Lebih pas bagi Anda berada di antara para aktivis, pengambil kebijakan atau kalau perlu masyarakat pekerja kelas bawah korban penindasan kapitalisme atau oligarki sebagai narasumbernya. Kegiatan-kegiatan itu bisa dalam bentuk diskusi, pernyataan sikap atau rekomendas, atau demonstrasi kalau tak sabar beraksi.
Tapi, lekas bukankah kata sifat yang bersahabat dengan kritisisme.
Oleh karenanya pula, novel Uncle Tom’s Cabin (1852) karya Harriet Beecher Stowe, butuh waktu bertahun-tahun untuk memainkan peran penting dalam pergerakan anti-penindasan dan anti-perbudakan di Amerika Serikat.
Begitu juga The Jungle besutan Upton Sinclair. Novel yang diterbitkan pada tahun 1906 ini mengungkapkan kondisi pekerja di pabrik-pabrik daging sehingga memicu reformasi dalam industri makanan dan obat-obatan di Amerika Serikat.
Dari dalam negeri, tidak instan bagi puisi-puisi Wiji Thukul untuk dibaca masyarakat. Ya, membacanya dulu. Membaca kemudian membuat mereka kritis. Lahirlah gerakan.

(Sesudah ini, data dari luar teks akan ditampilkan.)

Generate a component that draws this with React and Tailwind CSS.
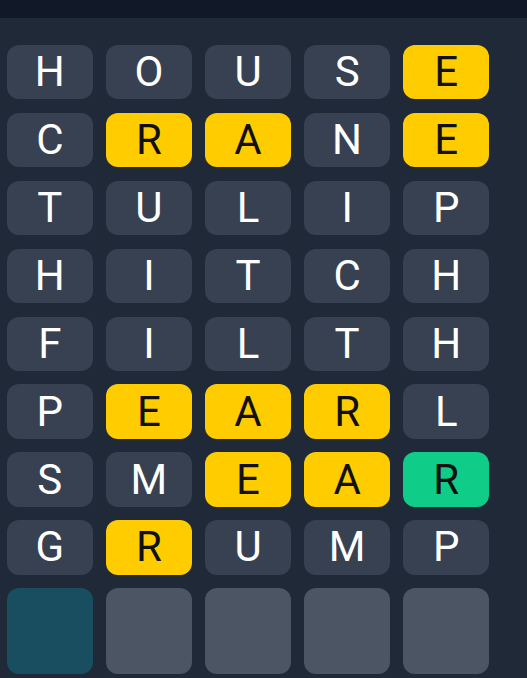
import React from 'react';

// guess rows: each letter is paired with its state
const ROWS = [
  ['H', 'O', 'U', 'S', 'E'],
  ['C', 'R', 'A', 'N', 'E'],
  ['T', 'U', 'L', 'I', 'P'],
  ['H', 'I', 'T', 'C', 'H'],
  ['F', 'I', 'L', 'T', 'H'],
  ['P', 'E', 'A', 'R', 'L'],
  ['S', 'M', 'E', 'A', 'R'],
  ['G', 'R', 'U', 'M', 'P'],
];

const STATES = [
  'xxxxp',
  'xppxp',
  'xxxxx',
  'xxxxx',
  'xxxxx',
  'xpppx',
  'xxppc',
  'xpxxx',
];

const tileClass = {
  x: 'bg-[#374151] text-white',
  p: 'bg-[#ffcc00] text-[#111111]',
  c: 'bg-[#0fcc88] text-[#111111]',
};

const Tile = ({ letter, state }) => (
  <div
    className={`h-[54.4px] rounded-[12px] flex items-center justify-center text-[42px] leading-none ${tileClass[state]}`}
  >
    {letter}
  </div>
);

export default function App() {
  return (
    <div
      className="w-[527px] h-[678px] overflow-hidden bg-[#1f2937]"
      style={{ fontFamily: 'Roboto, "Noto Sans", sans-serif' }}
    >
      {/* Top bar */}
      <div className="h-[18px] bg-[#111827]" />

      {/* Board */}
      <div className="pl-[7px] pt-[27px] w-[489px]">
        <div className="grid grid-cols-5 gap-x-[13.5px] gap-y-[13.5px]">
          {ROWS.map((row, r) =>
            row.map((letter, c) => (
              <Tile key={`${r}-${c}`} letter={letter} state={STATES[r][c]} />
            ))
          )}
          {/* current input row */}
          <div className="h-[86px] rounded-[12px] bg-[#194d60]" />
          <div className="h-[86px] rounded-[12px] bg-[#4b5563]" />
          <div className="h-[86px] rounded-[12px] bg-[#4b5563]" />
          <div className="h-[86px] rounded-[12px] bg-[#4b5563]" />
          <div className="h-[86px] rounded-[12px] bg-[#4b5563]" />
        </div>
      </div>
    </div>
  );
}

Hal yang sama terjadi pada puisi-puisi Rendra yang membuka mata masyarakat bahwa, di bawah oligarki Orde Baru, ketertiban adalah kestabilan palsu.
Sebenarnya, jangankan sastra, teks politik seperti Manifesto Komunis karya Karl Marx dan Friedrich Engels atau Mein Kampf-nya Adolf Hitler juga harus kompromi dengan waktu. Butuh kesabaran bagi narasi ideologis itu menggerakkan massa, melahirkan perubahan signifikan: memengaruhi perubahan besar dalam sejarah dunia abad ke-20.